Subject quote from If Some Grim Tragedy, Ninna May Smith, who coined a brilliant phrase with that “little rodent cares.”

Date: 27 January 2025 02:57 pm (UTC)
cmcmck: (Default)
From: [personal profile] cmcmck
'Or being hated don’t give way to hating'

Know that one, I hope.

Date: 27 January 2025 06:17 pm (UTC)
graydon: (Default)
From: [personal profile] graydon

The colons are the archaic-even-during-the-sunset-of-Victoria continuing stop; a colon is technically a full stop but a continuing (connecting?) full stop, rather than a all-complete full stop as the period.

These days the only use of this is the introduction of lists or subtitles, but you can use it in any sentence if you think you've got a reason.

Rather like the 'eathen in his blindness, a lot of people latch on to this one as "I'm right, dammit" and I don't think any honest close reading can support that. It's about balance, not correctness.

Date: 27 January 2025 10:56 pm (UTC)
graydon: (Default)
From: [personal profile] graydon

I think it's very possible that it's "this is a full stop; pause and inhale."

Because, otherwise, yeah, it's a half stanza boundary, but it's not much else.

Date: 27 January 2025 08:55 pm (UTC)
From: [personal profile] mme_n_b
I don't like this story, or most of Rewards and Fairies, but have loved the poem since I was a kid, problematic as it may be, and re-read the story occasionally for the "awwww" reminder that racist anti-racism is possible and actually good.

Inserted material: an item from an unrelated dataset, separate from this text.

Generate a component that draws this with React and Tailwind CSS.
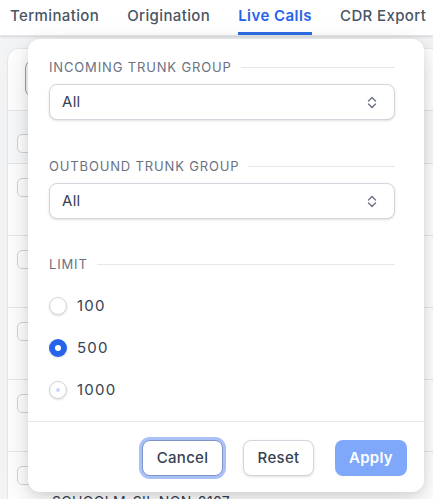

Date: 26 February 2025 07:24 am (UTC)
swan_tower: (Default)
From: [personal profile] swan_tower
Belated comment because I am perpetually behind on my RSS reader, but this is one of my favorites. "If you can fill the unforgiving minute / With sixty seconds’ worth of distance run" is a strong contender for the most sock-me-in-the-gut impact of any poetic lines I've read.